The market has had some really stellar years lately, but there also have been some real stinkers. Opinions differ on future market performance, but assuming returns in the 5% to 6% range will put typical investors on the more conservative side of average — if you’re more wont to play it safe and skew toward the safer investments such as bonds. About 7% to 9% is considered within reason for more aggressive investors.
You’ve saved a pile of money. How do you know that it’ll be enough?
Withdrawal rate: You’ve been told to save this pile of money to sustain you in your golden years. How do you know that it’ll be enough? You mathematically back into it.

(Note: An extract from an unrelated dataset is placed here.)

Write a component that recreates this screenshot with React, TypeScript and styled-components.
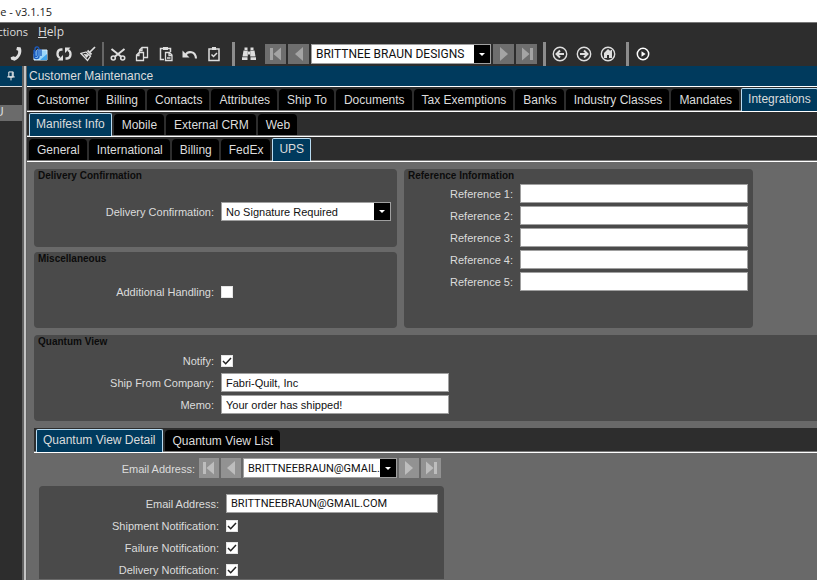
import React from "react";
import styled, { createGlobalStyle, css } from "styled-components";

const sans = '"Liberation Sans", Arial, sans-serif';
const narrow = 'Roboto, "Liberation Sans", sans-serif';
const ui = '"Open Sans", "Noto Sans", sans-serif';

const Global = createGlobalStyle`
  * { box-sizing: border-box; }
  html, body, #root { height: 100%; }
  body { margin: 0; overflow: hidden; background: #2d2d2d; font: 12px ${sans}; }
  button, input, select { font: inherit; margin: 0; padding: 0; border: 0; border-radius: 0; outline: 0; }
`;

const Window = styled.div`
  display: flex;
  flex-direction: column;
  min-height: 100vh;
  color: #dcdcdc;
`;
const TitleBar = styled.header`
  height: 23px;
  background: #fff;
  border-bottom: 1px solid #777;
  color: #222;
  font: 11px/23px ${ui};
  white-space: nowrap;
`;
const TitleText = styled.div`
  display: flex;
  justify-content: flex-end;
  width: 52px;
  overflow: hidden;
`;
const Menu = styled.nav`
  display: flex;
  gap: 10px;
  height: 19px;
`;
const MenuItem = styled.button<{ $clipped?: boolean }>`
  display: flex;
  justify-content: flex-end;
  width: ${(p) => (p.$clipped ? "28px" : "auto")};
  overflow: hidden;
  background: none;
  color: #dcdcdc;
  font: ${(p) => (p.$clipped ? "11px" : "12px")}/18px ${ui};
`;
const Toolbar = styled.div`
  display: flex;
  align-items: center;
  height: 24px;
`;
const Tool = styled.button`
  display: flex;
  flex: none;
  justify-content: center;
  align-items: center;
  width: 24px;
  height: 24px;
  background: none;
  color: #dedede;
`;
const Edge = styled.div`
  flex: none;
  width: 4px;
`;
const Divider = styled.div<{ $thin?: boolean }>`
  flex: none;
  width: ${(p) => (p.$thin ? "2px" : "3px")};
  height: 24px;
  margin: 0 2px;
  background: ${(p) => (p.$thin ? "#666" : "#8c8c8c")};
`;
const Nav = styled.div<{ $light?: boolean }>`
  display: flex;
  flex: none;
  align-items: center;
  gap: 2px;
  --face: ${(p) => (p.$light ? "#929292" : "#6e6e6e")};
  --mark: ${(p) => (p.$light ? "#bdbdbd" : "#a4a4a4")};
`;
const NavButton = styled.button<{ $w: number }>`
  display: flex;
  justify-content: center;
  align-items: center;
  width: ${(p) => p.$w}px;
  height: 20px;
  background: var(--face);
  color: var(--mark);
`;
const Combo = styled.div<{ $w: number; $h: number; $text: string }>`
  display: grid;
  grid-template-columns: 1fr 16px;
  width: ${(p) => p.$w}px;
  height: ${(p) => p.$h}px;
  border: 1px solid #a0a0a0;
  background: #fff;
  font: ${(p) => p.$text};
`;
const Select = styled.select`
  grid-area: 1 / 1 / 2 / 3;
  min-width: 0;
  appearance: none;
  background: transparent;
  color: #111;
  padding: 0 16px 0 4px;
`;
const Arrow = styled.span`
  display: flex;
  grid-area: 1 / 2 / 2 / 3;
  justify-content: center;
  align-items: center;
  background: #000;
  pointer-events: none;
  &::after {
    content: "";
    border: 3px solid transparent;
    border-top-color: #fff;
    border-bottom: 0;
  }
`;
const Body = styled.div`
  display: flex;
  flex: 1;
`;
const Side = styled.aside`
  flex: none;
  width: 22px;
  overflow: hidden;
`;
const SideHead = styled.div`
  display: flex;
  justify-content: center;
  align-items: center;
  height: 21px;
  background: #003a5d;
  border-bottom: 1px solid #ddd;
`;
const SideRow = styled.div`
  height: 16px;
  margin-top: 18px;
  background: #6b6b6b;
  font: 12px/15px ${sans};
  text-indent: -5px;
`;
const Splitter = styled.div`
  flex: none;
  width: 5px;
  background: #c4c4c4;
  border: solid #626262;
  border-width: 0 1px 0 2px;
`;
const Main = styled.main`
  flex: 1;
  min-width: 0;
  background: #696969;
`;
const Heading = styled.h1`
  height: 21px;
  margin: 0;
  padding-left: 2px;
  background: #003a5d;
  border-bottom: 1px solid #fff;
  font: 12px/20px ${sans};
`;
const Strip = styled.div`
  display: flex;
  align-items: flex-end;
  gap: 2px;
  height: 25px;
  padding-left: 2px;
  background: #2d2d2d;
  border-bottom: 1px solid #fff;
  box-shadow: inset 0 -1px #777;
  overflow: hidden;
`;
const Tab = styled.button<{ $on: boolean }>`
  flex: none;
  height: 21px;
  margin-bottom: 1px;
  padding: 2px 7px 0 8px;
  background: #000;
  border-radius: 4px 4px 0 0;
  color: #dcdcdc;
  font: 12px/19px ${sans};
  white-space: nowrap;
  ${(p) =>
    p.$on &&
    css`
      height: 23px;
      margin-bottom: 0;
      padding: 0 6px 2px;
      border: 1px solid #b9dcf2;
      border-bottom: 0;
      border-radius: 2px 2px 0 0;
      background: #003a5d;
    `}
`;
const Page = styled.div`
  display: grid;
  grid-template-columns: 363px 349px;
  gap: 5px 7px;
  padding: 7px 0 7px 7px;
`;
const Group = styled.fieldset<{ $area: string; $h: number; $square?: boolean }>`
  grid-area: ${(p) => p.$area};
  min-width: 0;
  min-height: ${(p) => p.$h}px;
  margin: 0;
  padding: 0 0 7px;
  border: 0;
  border-radius: ${(p) => (p.$square ? "4px 0 0 4px" : "4px")};
  background: #4a4a4a;
`;
const Legend = styled.legend`
  float: left;
  width: 100%;
  height: 15px;
  padding: 0 4px;
  color: #0c0c0c;
  font: bold 10px/13px ${sans};
`;
const Rows = styled.div<{ $label: number; $pad: number }>`
  display: grid;
  clear: both;
  grid-template-columns: ${(p) => p.$label}px auto;
  grid-auto-rows: 19px;
  justify-content: start;
  align-items: center;
  gap: 3px 7px;
  padding-top: ${(p) => p.$pad}px;
`;
const Label = styled.label`
  padding-top: 1px;
  color: #dcdcdc;
  font: 11px/14px ${sans};
  text-align: right;
  white-space: nowrap;
`;
const Input = styled.input<{ $w?: number }>`
  width: ${(p) => p.$w ?? 228}px;
  height: 19px;
  padding: 0 4px;
  border: 1px solid #a0a0a0;
  background: #fff;
  color: #111;
  font: 11px ${(p) => (p.$w ? narrow : sans)};
`;
const CheckBox = styled.span`
  display: grid;
  width: 12px;
  height: 12px;
  input, svg { grid-area: 1 / 1; }
  input {
    width: 12px;
    height: 12px;
    appearance: none;
    background: #fff;
    border: 1px solid #e4e4e4;
  }
  svg { display: none; pointer-events: none; }
  input:checked + svg { display: block; }
`;
const Detail = styled.section`
  margin: 0 0 7px 7px;
  &:last-child { margin-bottom: 0; }
`;
const Picker = styled.div`
  display: grid;
  grid-template-columns: 161px auto;
  justify-content: start;
  align-items: center;
  gap: 4px;
  padding: 5px 0 8px;
`;
const DetailGroup = styled.div`
  width: 405px;
  margin-left: 5px;
  border-radius: 4px 4px 0 0;
  background: #4a4a4a;
`;

const svg = (size: number) => ({ width: size, height: size, viewBox: "0 0 16 16", fill: "none", stroke: "currentColor", "aria-hidden": true as const });

const Phone = () => (
  <svg {...svg(16)}><path d="M9 1l3.500.3c2.500 4.700-.6 11.400-6 13.400l-3.500-1.200-.3-2.200 2.800-1 1.800.7c2.500-1.700 3.200-4.200 2.800-6.200L8.300 4z" fill="currentColor" stroke="none" /></svg>
);
const Attach = () => (
  <svg {...svg(16)}><path d="M5 4h10v10H2V8z" fill="#9bd6fa" stroke="#d9f0ff" /><path d="M8 14l7-6v6z" fill="#3da3ec" stroke="none" /><path d="M2 4v6c0 3.500 5 3.500 5 0V3C7 0 3 .5 3 3v6.500c0 1.500 2.200 1.500 2.200 0V4M9 3v7" stroke="#195bc1" strokeWidth="1.300" /></svg>
);
const Refresh = () => (
  <svg {...svg(16)}><path d="M6.500 3.500H5C.5 4 .5 10.500 4 12M9.500 12.500H11c4.500-.5 4.500-7 1-8.500" strokeWidth="2.300" /><path d="M1.500 14.500H7V9zM14.500 1.500H9V7z" fill="currentColor" stroke="none" /></svg>
);
const Broom = () => (
  <svg {...svg(16)}><path d="M15 1L10 6" strokeWidth="1.700" /><path d="M7.500 4.500l4 4" strokeWidth="1.800" /><path d="M6 6L1 7.500 7.500 14.500 10.500 10z" strokeWidth="1.300" /><path d="M3.500 8l6 .5-3 3.500z" fill="currentColor" stroke="none" /></svg>
);
const Cut = () => (
  <svg {...svg(16)}><path d="M1.500 3l9.500 7.500M14.500 3L5 10.500" strokeWidth="2" /><circle cx="3.300" cy="12" r="2" strokeWidth="1.600" /><circle cx="12.700" cy="12" r="2" strokeWidth="1.600" /></svg>
);
const Copy = () => (
  <svg {...svg(16)}><path d="M9.500 11.500H13.500V1.500H8L5.500 4v2.500M8 1.500V4.500H5.500M5 6.500H9.500v8H2.500V9L5 6.500v3h-2.500" strokeWidth="1.300" /></svg>
);
const Paste = () => (
  <svg {...svg(16)}><path d="M6 13.500H2.500V2.500h10V6" strokeWidth="1.500" /><path d="M5 1h5v3H5z" fill="currentColor" stroke="none" /><path d="M7.500 6.500h4l2.500 2.500v5.500H7.500zM11 7v2.500h3M9 12h3.500" strokeWidth="1.300" /></svg>
);
const Undo = () => (
  <svg {...svg(16)}><path d="M3.500 9C6 4.500 13.500 5 14 12.500" strokeWidth="2.100" /><path d="M.5 4.500v7H7.500z" fill="currentColor" stroke="none" /></svg>
);
const Task = () => (
  <svg {...svg(16)}><path d="M3 3h10v11.500H3z" strokeWidth="1.500" /><path d="M6 1h4v3H6z" fill="currentColor" stroke="none" /><path d="M5.500 8.500l2 2L11 7" strokeWidth="1.500" /></svg>
);
const Find = () => (
  <svg {...svg(16)}><path d="M3.500 1.500h3v2.500h-3zM9.500 1.500h3v2.500h-3zM2.500 4.500h4.300v6H1.500zM9.200 4.500h4.300l1 6H9.200zM1 11.200h5.500v2.800H1zM9.500 11.200H15v2.800H9.500zM7 5.500h2v3H7z" fill="currentColor" stroke="none" /></svg>
);
const Back = () => (
  <svg {...svg(16)}><circle cx="8" cy="8" r="6.700" strokeWidth="1.400" /><path d="M12 8H5M8 4.500L4.500 8 8 11.500" strokeWidth="2" /></svg>
);
const Forward = () => (
  <svg {...svg(16)}><circle cx="8" cy="8" r="6.700" strokeWidth="1.400" /><path d="M4 8h7M8 4.500L11.500 8 8 11.500" strokeWidth="2" /></svg>
);
const Home = () => (
  <svg {...svg(16)}><circle cx="8" cy="8" r="6.700" strokeWidth="1.400" /><path d="M8 3L4 7v5h3V9h2v3h3V4h-1.500v1.300z" fill="currentColor" stroke="none" /></svg>
);
const Run = () => (
  <svg {...svg(14)}><circle cx="8" cy="8" r="6.500" stroke="#fff" strokeWidth="1.700" /><path d="M6.300 4.800L11 8l-4.700 3.200z" fill="#fff" stroke="none" /></svg>
);
const Pin = () => (
  <svg {...svg(10)}><path d="M4.500 1.500h7v8h-7zM2 9.500h12M8 9.500V15M10 2v7" stroke="#eee" strokeWidth="1.600" /></svg>
);
const First = () => (
  <svg {...svg(16)}><path d="M2 2h3v12H2zM13 1.500v13L5.500 8z" fill="currentColor" stroke="none" /></svg>
);
const Prev = () => (
  <svg {...svg(16)}><path d="M12 1v14L4 8z" fill="currentColor" stroke="none" /></svg>
);
const Next = () => (
  <svg {...svg(16)}><path d="M4 1v14l8-7z" fill="currentColor" stroke="none" /></svg>
);
const Last = () => (
  <svg {...svg(16)}><path d="M14 2h-3v12h3zM3 1.500v13L10.500 8z" fill="currentColor" stroke="none" /></svg>
);

const Tools = ({ items }: { items: [string, React.FC][] }) => (
  <>
    {items.map(([name, Icon]) => (
      <Tool key={name} type="button" aria-label={name}><Icon /></Tool>
    ))}
  </>
);

const Tabs = ({ items, active, label }: { items: string[]; active: string; label: string }) => (
  <Strip role="tablist" aria-label={label}>
    {items.map((t) => (
      <Tab key={t} type="button" role="tab" aria-selected={t === active} $on={t === active}>{t}</Tab>
    ))}
  </Strip>
);

const Dropdown = ({ id, value, w, h, text, label }: { id: string; value: string; w: number; h: number; text: string; label?: string }) => (
  <Combo $w={w} $h={h} $text={text}>
    <Select id={id} aria-label={label} defaultValue={value}><option>{value}</option></Select>
    <Arrow />
  </Combo>
);

const Pager = ({ light, children }: { light?: boolean; children: React.ReactNode }) => {
  const w = light ? 20 : 21;
  return (
    <Nav $light={light}>
      <NavButton type="button" aria-label="First" $w={w}><First /></NavButton>
      <NavButton type="button" aria-label="Previous" $w={w}><Prev /></NavButton>
      {children}
      <NavButton type="button" aria-label="Next" $w={w}><Next /></NavButton>
      <NavButton type="button" aria-label="Last" $w={w}><Last /></NavButton>
    </Nav>
  );
};

const TextRow = ({ id, label, value = "", w }: { id: string; label: string; value?: string; w?: number }) => (
  <>
    <Label htmlFor={id}>{label}</Label>
    <Input id={id} defaultValue={value} $w={w} />
  </>
);

const CheckRow = ({ id, label, checked }: { id: string; label: string; checked?: boolean }) => (
  <>
    <Label htmlFor={id}>{label}</Label>
    <CheckBox>
      <input id={id} type="checkbox" defaultChecked={checked} />
      <svg width="12" height="12" viewBox="0 0 12 12" fill="none" stroke="#222" strokeWidth="1.500"><path d="M2 6l2.700 2.700L10 3" /></svg>
    </CheckBox>
  </>
);

export default function App() {
  return (
    <Window>
      <Global />
      <TitleBar><TitleText>ce - v3.1.15</TitleText></TitleBar>
      <Menu>
        <MenuItem type="button" $clipped>ctions</MenuItem>
        <MenuItem type="button"><span><u>H</u>elp</span></MenuItem>
      </Menu>
      <Toolbar>
        <Edge />
        <Tools items={[["Call", Phone], ["Attachments", Attach], ["Refresh", Refresh], ["Clear", Broom]]} />
        <Divider $thin />
        <Tools items={[["Cut", Cut], ["Copy", Copy], ["Paste", Paste], ["Undo", Undo], ["Tasks", Task]]} />
        <Edge />
        <Divider />
        <Tools items={[["Find", Find]]} />
        <Edge />
        <Pager>
          <Dropdown id="customer" label="Customer" value="BRITTNEE BRAUN DESIGNS" w={180} h={20} text={`12px ${narrow}`} />
        </Pager>
        <Edge />
        <Divider />
        <Tools items={[["Back", Back], ["Forward", Forward], ["Home", Home]]} />
        <Edge />
        <Divider />
        <Tools items={[["Run", Run]]} />
      </Toolbar>
      <Body>
        <Side>
          <SideHead><Pin /></SideHead>
          <SideRow>U</SideRow>
        </Side>
        <Splitter />
        <Main>
          <Heading>Customer Maintenance</Heading>
          <Tabs label="Sections" active="Integrations" items={["Customer", "Billing", "Contacts", "Attributes", "Ship To", "Documents", "Tax Exemptions", "Banks", "Industry Classes", "Mandates", "Integrations"]} />
          <Tabs label="Integrations" active="Manifest Info" items={["Manifest Info", "Mobile", "External CRM", "Web"]} />
          <Tabs label="Manifest Info" active="UPS" items={["General", "International", "Billing", "FedEx", "UPS"]} />
          <Page>
            <Group $area="1 / 1" $h={78}>
              <Legend>Delivery Confirmation</Legend>
              <Rows $label={180} $pad={18}>
                <Label htmlFor="confirmation">Delivery Confirmation:</Label>
                <Dropdown id="confirmation" value="No Signature Required" w={170} h={19} text={`11px ${sans}`} />
              </Rows>
            </Group>
            <Group $area="2 / 1" $h={76}>
              <Legend>Miscellaneous</Legend>
              <Rows $label={180} $pad={15}>
                <CheckRow id="handling" label="Additional Handling:" />
              </Rows>
            </Group>
            <Group $area="1 / 2 / 3 / 3" $h={159}>
              <Legend>Reference Information</Legend>
              <Rows $label={109} $pad={0}>
                {[1, 2, 3, 4, 5].map((n) => <TextRow key={n} id={`ref${n}`} label={`Reference ${n}:`} />)}
              </Rows>
            </Group>
          </Page>
          <Detail>
            <Group $area="auto" $h={86} $square>
              <Legend>Quantum View</Legend>
              <Rows $label={180} $pad={1}>
                <CheckRow id="notify" label="Notify:" checked />
                <TextRow id="company" label="Ship From Company:" value="Fabri-Quilt, Inc" />
                <TextRow id="memo" label="Memo:" value="Your order has shipped!" />
              </Rows>
            </Group>
          </Detail>
          <Detail>
            <Tabs label="Quantum View" active="Quantum View Detail" items={["Quantum View Detail", "Quantum View List"]} />
            <Picker>
              <Label htmlFor="address">Email Address:</Label>
              <Pager light>
                <Dropdown id="address" value="BRITTNEEBRAUN@GMAIL.COM" w={154} h={20} text={`11px ${narrow}`} />
              </Pager>
            </Picker>
            <DetailGroup>
              <Rows $label={180} $pad={8}>
                <TextRow id="email" label="Email Address:" value="BRITTNEEBRAUN@GMAIL.COM" w={212} />
                <CheckRow id="shipment" label="Shipment Notification:" checked />
                <CheckRow id="failure" label="Failure Notification:" checked />
                <CheckRow id="delivery" label="Delivery Notification:" checked />
              </Rows>
            </DetailGroup>
          </Detail>
        </Main>
      </Body>
    </Window>
  );
}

This is where the withdrawal rate — the amount of money you withdraw from an investment portfolio each year expressed as a percentage — comes in. This number needs to be high enough to provide a reasonable income, along with any other nonportfolio income sources, without putting you in danger of running out of money before you run out of life.
Based on reams of research done on withdrawal rates, the oft-used rule of thumb — and retirement calculator default — is that retirees can withdraw 4% of their portfolio each year, adjusted for inflation, without fear of running out of money.
The withdrawal rate rule-of-thumb is just a starting point. If your retirement savings coffers are starting to get low due to a few years of lackluster stock market returns or if a few frugal years have left you with extra padding in your checking account, adjust accordingly.
The future isn’t up to chance
Don’t like what you see when you plug in the numbers to calculate your future lifestyle? No need to settle for what the algorithm spits out. Now you know what goes into a retirement calculator and, therefore, know what’s in your power to change.
You get to decide many things, including where you’re going to live in retirement, whether you’ll continue to work part time, when you’ll start collecting Social Security and how aggressively you’ll invest any excess money you make before retirement.
Nothing is set in stone, so play with the possibilities to see which of the above inputs most affect the outcome and how the shifts in today’s spending, saving and investing decisions can help you change the course of your future for the better.